Short task: Give again, exactly as written, the lines of the records below from the line with "Recreate this image" to the line with "border-[#dee2e6] text-right align-middle". Both end lines count; pictures do not.

Dataset content:
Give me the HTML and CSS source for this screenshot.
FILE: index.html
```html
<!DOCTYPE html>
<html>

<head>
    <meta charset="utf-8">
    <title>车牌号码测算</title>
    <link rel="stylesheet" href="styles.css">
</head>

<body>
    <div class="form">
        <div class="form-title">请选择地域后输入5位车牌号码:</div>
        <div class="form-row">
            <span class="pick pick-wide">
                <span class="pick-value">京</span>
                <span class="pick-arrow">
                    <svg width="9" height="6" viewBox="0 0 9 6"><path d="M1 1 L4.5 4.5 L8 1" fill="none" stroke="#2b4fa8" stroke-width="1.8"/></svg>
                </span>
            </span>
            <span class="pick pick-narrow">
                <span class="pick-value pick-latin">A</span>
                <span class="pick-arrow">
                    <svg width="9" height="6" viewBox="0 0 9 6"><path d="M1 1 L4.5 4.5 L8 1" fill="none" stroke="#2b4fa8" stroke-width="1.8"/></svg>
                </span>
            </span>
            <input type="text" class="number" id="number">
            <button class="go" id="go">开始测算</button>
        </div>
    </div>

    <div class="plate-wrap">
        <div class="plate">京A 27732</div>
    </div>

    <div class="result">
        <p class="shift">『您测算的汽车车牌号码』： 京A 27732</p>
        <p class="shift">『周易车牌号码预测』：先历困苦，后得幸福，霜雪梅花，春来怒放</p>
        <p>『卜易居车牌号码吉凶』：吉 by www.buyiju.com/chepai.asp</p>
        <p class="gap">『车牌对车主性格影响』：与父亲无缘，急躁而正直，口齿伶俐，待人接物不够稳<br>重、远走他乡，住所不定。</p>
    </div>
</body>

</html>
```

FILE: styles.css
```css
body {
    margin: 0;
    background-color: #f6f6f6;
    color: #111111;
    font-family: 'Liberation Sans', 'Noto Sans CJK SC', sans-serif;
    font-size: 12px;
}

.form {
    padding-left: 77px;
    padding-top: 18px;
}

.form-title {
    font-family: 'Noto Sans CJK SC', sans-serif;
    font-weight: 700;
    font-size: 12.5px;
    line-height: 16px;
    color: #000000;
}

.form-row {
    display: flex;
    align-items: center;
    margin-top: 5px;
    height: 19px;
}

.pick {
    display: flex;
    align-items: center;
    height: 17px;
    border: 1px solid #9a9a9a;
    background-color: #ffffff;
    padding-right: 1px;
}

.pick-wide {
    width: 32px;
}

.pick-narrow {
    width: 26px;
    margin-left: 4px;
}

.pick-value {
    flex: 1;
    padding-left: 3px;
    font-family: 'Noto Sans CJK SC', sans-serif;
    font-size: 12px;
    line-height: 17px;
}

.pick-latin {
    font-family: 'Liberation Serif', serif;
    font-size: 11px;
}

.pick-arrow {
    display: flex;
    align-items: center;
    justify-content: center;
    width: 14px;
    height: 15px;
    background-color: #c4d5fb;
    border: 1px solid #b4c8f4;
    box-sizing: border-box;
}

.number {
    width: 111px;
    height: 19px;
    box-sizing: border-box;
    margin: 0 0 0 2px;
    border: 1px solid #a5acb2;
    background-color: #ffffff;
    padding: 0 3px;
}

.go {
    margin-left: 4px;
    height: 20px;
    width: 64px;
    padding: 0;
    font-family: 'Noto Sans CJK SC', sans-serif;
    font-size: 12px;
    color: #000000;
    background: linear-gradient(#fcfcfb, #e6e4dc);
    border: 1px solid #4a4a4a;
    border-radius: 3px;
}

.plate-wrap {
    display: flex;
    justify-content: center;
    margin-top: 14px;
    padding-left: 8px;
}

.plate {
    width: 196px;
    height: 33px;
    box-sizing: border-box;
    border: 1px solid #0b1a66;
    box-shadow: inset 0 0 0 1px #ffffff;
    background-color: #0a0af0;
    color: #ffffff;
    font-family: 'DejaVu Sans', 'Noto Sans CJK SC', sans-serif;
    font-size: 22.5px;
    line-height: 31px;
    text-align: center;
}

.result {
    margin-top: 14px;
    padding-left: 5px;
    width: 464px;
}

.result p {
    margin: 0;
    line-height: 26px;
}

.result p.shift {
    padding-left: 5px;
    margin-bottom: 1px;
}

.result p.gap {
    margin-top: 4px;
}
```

---

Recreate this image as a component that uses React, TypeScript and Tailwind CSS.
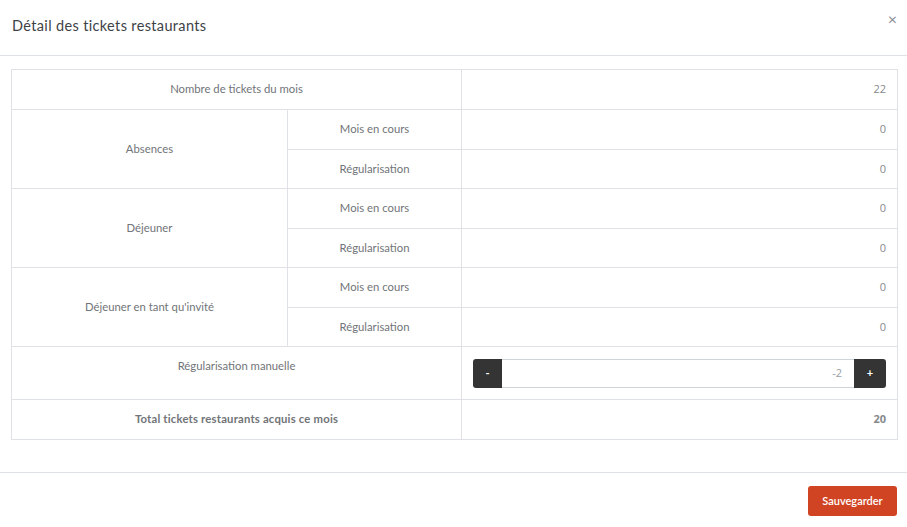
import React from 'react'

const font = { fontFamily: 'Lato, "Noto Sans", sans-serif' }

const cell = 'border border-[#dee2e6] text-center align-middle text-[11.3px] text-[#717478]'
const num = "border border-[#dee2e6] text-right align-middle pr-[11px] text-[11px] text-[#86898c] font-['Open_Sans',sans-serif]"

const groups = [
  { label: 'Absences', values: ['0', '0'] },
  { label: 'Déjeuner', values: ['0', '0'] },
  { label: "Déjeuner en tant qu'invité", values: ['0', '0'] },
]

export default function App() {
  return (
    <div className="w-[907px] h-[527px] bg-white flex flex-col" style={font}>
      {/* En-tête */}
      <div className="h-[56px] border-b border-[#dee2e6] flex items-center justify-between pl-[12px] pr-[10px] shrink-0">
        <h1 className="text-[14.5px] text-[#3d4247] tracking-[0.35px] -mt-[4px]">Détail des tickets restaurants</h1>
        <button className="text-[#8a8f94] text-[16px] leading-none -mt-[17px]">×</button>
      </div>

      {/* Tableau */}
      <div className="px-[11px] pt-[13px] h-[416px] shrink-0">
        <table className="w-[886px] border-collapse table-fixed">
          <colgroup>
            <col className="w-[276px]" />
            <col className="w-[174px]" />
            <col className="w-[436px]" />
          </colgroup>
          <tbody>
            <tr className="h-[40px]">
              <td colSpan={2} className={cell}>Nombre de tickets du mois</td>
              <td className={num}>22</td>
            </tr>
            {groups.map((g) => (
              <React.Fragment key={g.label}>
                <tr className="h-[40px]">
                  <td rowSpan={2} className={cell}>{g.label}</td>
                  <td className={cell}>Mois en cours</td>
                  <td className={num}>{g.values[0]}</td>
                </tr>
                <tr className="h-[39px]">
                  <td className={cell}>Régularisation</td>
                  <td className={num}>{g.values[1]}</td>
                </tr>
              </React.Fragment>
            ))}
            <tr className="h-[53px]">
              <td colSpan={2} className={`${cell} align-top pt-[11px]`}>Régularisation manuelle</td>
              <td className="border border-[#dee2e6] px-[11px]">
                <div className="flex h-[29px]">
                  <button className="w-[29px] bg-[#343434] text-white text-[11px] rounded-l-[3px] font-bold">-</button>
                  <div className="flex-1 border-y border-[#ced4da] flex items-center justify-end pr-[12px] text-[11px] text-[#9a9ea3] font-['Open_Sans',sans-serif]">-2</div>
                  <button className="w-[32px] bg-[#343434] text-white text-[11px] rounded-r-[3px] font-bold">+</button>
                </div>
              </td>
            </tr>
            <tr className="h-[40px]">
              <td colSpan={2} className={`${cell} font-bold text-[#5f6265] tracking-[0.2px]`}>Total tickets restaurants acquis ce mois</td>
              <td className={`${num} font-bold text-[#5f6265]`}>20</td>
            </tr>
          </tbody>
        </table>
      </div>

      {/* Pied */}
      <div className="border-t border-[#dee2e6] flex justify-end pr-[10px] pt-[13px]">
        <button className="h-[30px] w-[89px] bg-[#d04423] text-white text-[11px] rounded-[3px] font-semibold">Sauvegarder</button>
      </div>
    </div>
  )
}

Answer to this exercise:
Recreate this image as a component that uses React, TypeScript and Tailwind CSS.
import React from 'react'

const font = { fontFamily: 'Lato, "Noto Sans", sans-serif' }

const cell = 'border border-[#dee2e6] text-center align-middle text-[11.3px] text-[#717478]'
const num = "border border-[#dee2e6] text-right align-middle pr-[11px] text-[11px] text-[#86898c] font-['Open_Sans',sans-serif]"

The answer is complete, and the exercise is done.